If you wanted some proof of concept for Warren's possible production, we saw it during his final year at Penn State. The stats leap off the page: 104 catches, 1,233 yards, eight touchdown catches and another four touchdown runs. The Indianapolis pass-catching group looked a little crowded and we weren't sure what to expect from Daniel Jones, though it was reasonable to presume he'd be an upgrade over raw Anthony Richardson. It turns out the Jones appointment lifted all boats, and while some upgrades were easier to connect on (Jonathan Taylor was a second-round steal), Warren might have been a harder pick to make, given his lack of experience.
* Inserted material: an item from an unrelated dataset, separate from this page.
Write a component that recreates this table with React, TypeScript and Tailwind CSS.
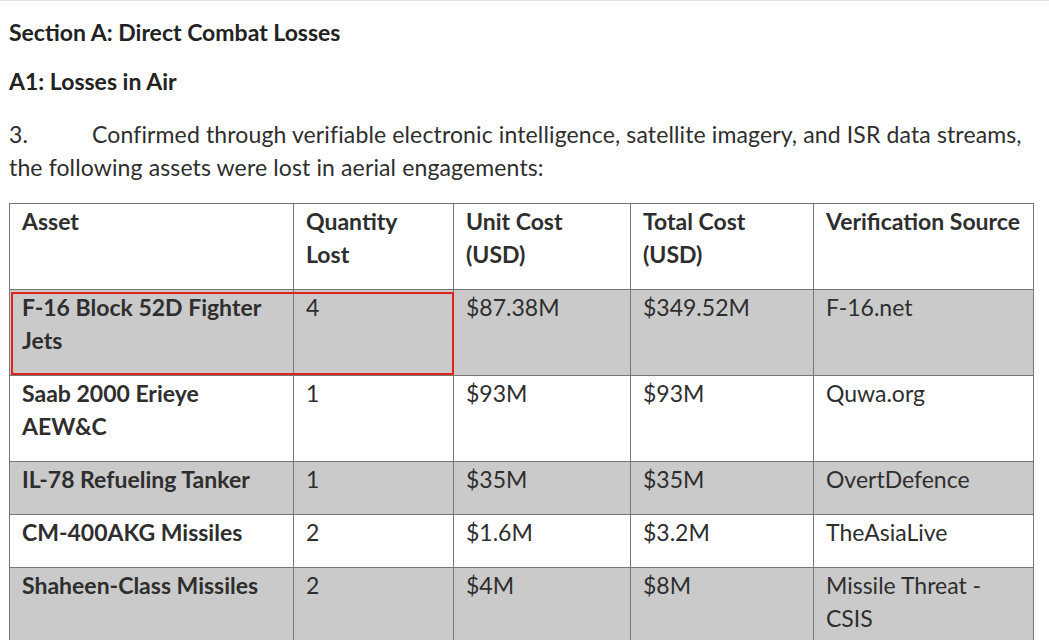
import React from "react";

const rows = [
  { a: ["F-16 Block 52D Fighter", "Jets"], q: "4", u: "$87.38M", t: "$349.52M", v: ["F-16.net"], gray: true, hl: true },
  { a: ["Saab 2000 Erieye", "AEW&C"], q: "1", u: "$93M", t: "$93M", v: ["Quwa.org"], gray: false },
  { a: ["IL-78 Refueling Tanker"], q: "1", u: "$35M", t: "$35M", v: ["OvertDefence"], gray: true },
  { a: ["CM-400AKG Missiles"], q: "2", u: "$1.6M", t: "$3.2M", v: ["TheAsiaLive"], gray: false },
  { a: ["Shaheen-Class Missiles"], q: "2", u: "$4M", t: "$8M", v: ["Missile Threat -", "CSIS"], gray: true },
];

function Lines({ items }: { items: string[] }) {
  return (
    <>
      {items.map((s, i) => (
        <div key={i} className="whitespace-nowrap">{s}</div>
      ))}
    </>
  );
}

export default function App() {
  const cell = "border border-[#777777] align-top pl-[12px] pr-1 pt-[1px] pb-[18px]";
  return (
    <div
      className="w-[1049px] h-[640px] overflow-hidden bg-white border-t border-[#e2e2e2] text-[#2e2e2e]"
      style={{ fontFamily: "Lato, 'Open Sans', sans-serif" }}
    >
      <div className="pl-[9px] text-[23px] leading-[33px]">
        <div className="mt-[15px] font-bold text-[#222]">Section A: Direct Combat Losses</div>
        <div className="mt-[16px] font-bold text-[#222]">A1: Losses in Air</div>
        <div className="mt-[20px] tracking-[0.13px]">
          <div className="flex whitespace-nowrap">
            <span className="w-[83px]">3.</span>
            <span>Confirmed through verifiable electronic intelligence, satellite imagery, and ISR data streams,</span>
          </div>
          <div>the following assets were lost in aerial engagements:</div>
        </div>
        <table className="mt-[19px] border-collapse table-fixed w-[1024px]">
          <colgroup>
            <col className="w-[284px]" />
            <col className="w-[160px]" />
            <col className="w-[177px]" />
            <col className="w-[183px]" />
            <col className="w-[220px]" />
          </colgroup>
          <thead>
            <tr className="font-bold">
              <td className={cell}>Asset</td>
              <td className={cell}><Lines items={["Quantity", "Lost"]} /></td>
              <td className={cell}><Lines items={["Unit Cost", "(USD)"]} /></td>
              <td className={cell}><Lines items={["Total Cost", "(USD)"]} /></td>
              <td className={cell}>Verification Source</td>
            </tr>
          </thead>
          <tbody>
            {rows.map((r, i) => (
              <tr key={i} className={r.gray ? "bg-[#cacaca]" : "bg-white"}>
                <td className={`${cell} font-bold relative`}>
                  <Lines items={r.a} />
                  {r.hl && (
                    <div className="absolute left-[1px] top-[2px] w-[443px] h-[83px] border-2 border-[#e0241c] pointer-events-none" />
                  )}
                </td>
                <td className={cell}>{r.q}</td>
                <td className={cell}>{r.u}</td>
                <td className={cell}>{r.t}</td>
                <td className={cell}><Lines items={r.v} /></td>
              </tr>
            ))}
          </tbody>
        </table>
      </div>
    </div>
  );
}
Proactive scrambling will reinvigorate Patrick Mahomes

Mahomes certainly doesn't have to apologize for his production the last two years, but it's been a drop from previous norms. He was merely QB12 and QB8 the last two fantasy seasons, and nowhere near the top of the MVP balloting. This year he was facing the Rashee Rice suspension and cluster injuries with his remaining receivers to start the season, but a renewed interest in scrambling (35.7 yards per game, easily a career best, and four touchdowns) have helped to fill in the gaps. And now the Chiefs have Rice back and a healing receiver room. That's why Mahomes is back as the MVP favorite, and the Chiefs are Super Bowl favorites again.

Sam Darnold's crash landing last year was noise, not signal

Darnold was a smash story for about three months in his lone Minnesota starting campaign, but it was hard to unsee how poorly he played in season-ending losses to the Lions and Rams. With that, Minnesota played the card it felt it needed to - it let Darnold walk and turned things over to second-year QB J.J. McCarthy.
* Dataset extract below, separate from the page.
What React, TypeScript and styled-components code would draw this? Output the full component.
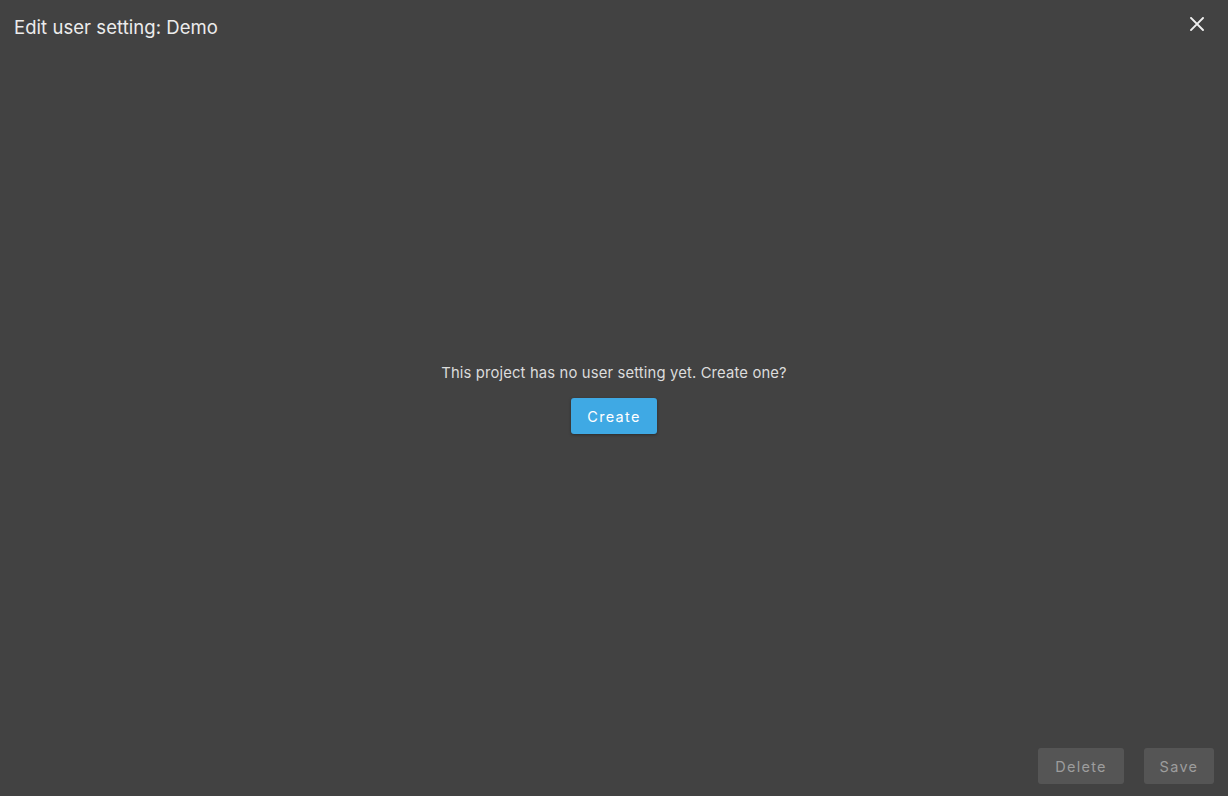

Minnesota can't say it in public, but it would love this decision back. McCarthy has played well for just one quarter in 2025 - and perhaps his current ankle injury is being soft-pedaled simply because McCarthy doesn't look NFL-ready - while Darnold is smashing with his new team, Seattle. Darnold leads the NFL in yards per attempt and he's also carrying a juicy 109.2 rating. And his locked-in relationship with alpha WR Jaxon Smith-Njigba has pushed JSN into the elite level of receivers. With the NFC wide open in 2025, Darnold & Company could be a Super Bowl sleeper.

The Konami Code QB to get in New York is Jaxson Dart, not Justin Fields

I was willing to overlook some of Fields' shortcomings because I figured he'd run proactively and he had very little risk of being benched in New York. It turns out Fields could play poorly enough to lose his job, he's on the precipice of doing just that.
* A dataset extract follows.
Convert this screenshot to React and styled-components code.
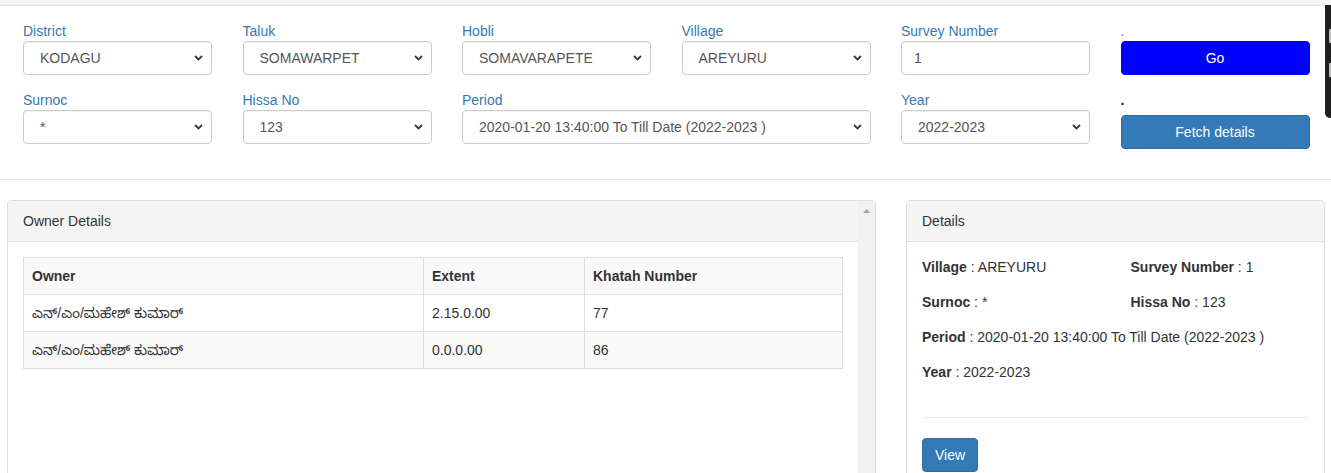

Meanwhile, in the same stadium, Dart has been a revelation. What's especially impressive about Dart is how he keeps producing despite the absence of top receiver Malik Nabers. I do think Dart needs to be a little bit more judicious at times with his running - he seems to take on contact a little bit too aggressively - but he's a fun watch every week and the fantasy scores don't lie. Even despite a soul-crushing loss at Denver last Sunday, the arrow is pointing up with the Giants.